Hasta ahora, la respuesta oficial parece apostar por la paulatina disolución del movimiento y por la contención de los desbordes de violencia, sin una estrategia que incluya las cuestiones de fondo. Se trata, por decir lo menos, de una actuación poco afortunada ante una sociedad en la cual las revueltas se profundizan y extienden con facilidad y que ha demostrado históricamente su capacidad de plantar cara a las arbitrariedades de los gobernantes. En un escenario semejante, el llamado del mandatario al diálogo, seguido por declaraciones de su portavoz, según las cuales las eventuales conversaciones no podrían alterar la aplicación de las reformas y que de ninguna manera habrá un cambio del rumbo económico, resultan cuando menos un paso en falso, si no es que una abierta provocación contra un pueblo que ya se percibe como blanco de las ofensas del Elíseo.

Lo fundamental, y lo que el grupo gobernante elude de manera sistemática, es que el incremento a los precios del combustible tiene como antecedente y telón de fondo la ofensiva neoliberal emprendida por la presidencia de Nicolas Sarkozy y seguida con matices por su sucesor, el socialista François Hollande, la cual genera una creciente precarización de las condiciones de vida, que es y seguirá siendo causa profunda de estallidos sociales. Es una torpeza, por tanto, el abordar el descontento de la coyuntura como un asunto policial. Por más que se pretexte el cuidado del medio ambiente para encarecer los carburantes, el hecho es que, por un lado, el precio de éstos rebota en el resto de los productos e impacta en el conjunto de la economía, y, por otro, las clases populares no poseen los recursos para afrontar el impacto de una medida neoliberal disfrazada de ambientalista.

Por avanzada que se encuentre Francia en materia de medios de transporte alternativos a los automóviles con motor de combustión interna (y sin duda lo está en comparación con otros países), lo cierto es que la oferta de estos medios, tanto urbanos como interurbanos, aún dista mucho de ser suficiente para cubrir las necesidades de movilidad de una buena parte de la población. En tales circunstancias, el gasolinazo francés tiene mucho de simulación –porque al fin de cuentas incrementa las rentas del Estado y las ganancias particulares a expensas de los consumidores– y de arbitrariedad, por cuanto no ofrece opción al incremento.

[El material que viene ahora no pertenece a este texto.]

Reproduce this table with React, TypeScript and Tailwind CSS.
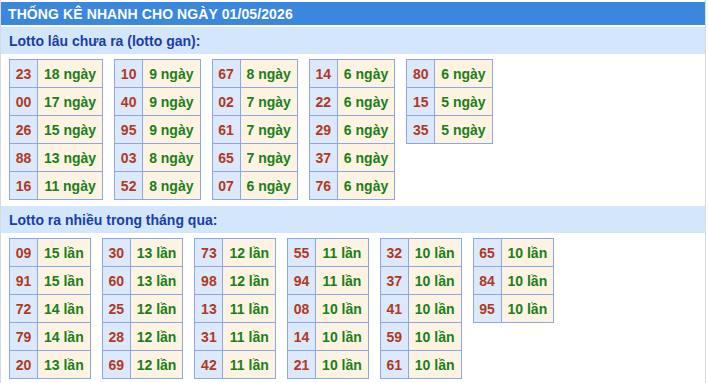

Si hasta ahora el éxito político de Macron se ha sustentado en escapar a toda definición política o ideológica y colocarse en una supuesta equidistancia moderna entre derecha e izquierda, con el fin de explotar la ambigüedad, el momento actual lo obliga a tomar partido entre el autoritarismo abierto o una postura más inteligente que conjugue la sensibilidad social con la responsabilidad ambiental.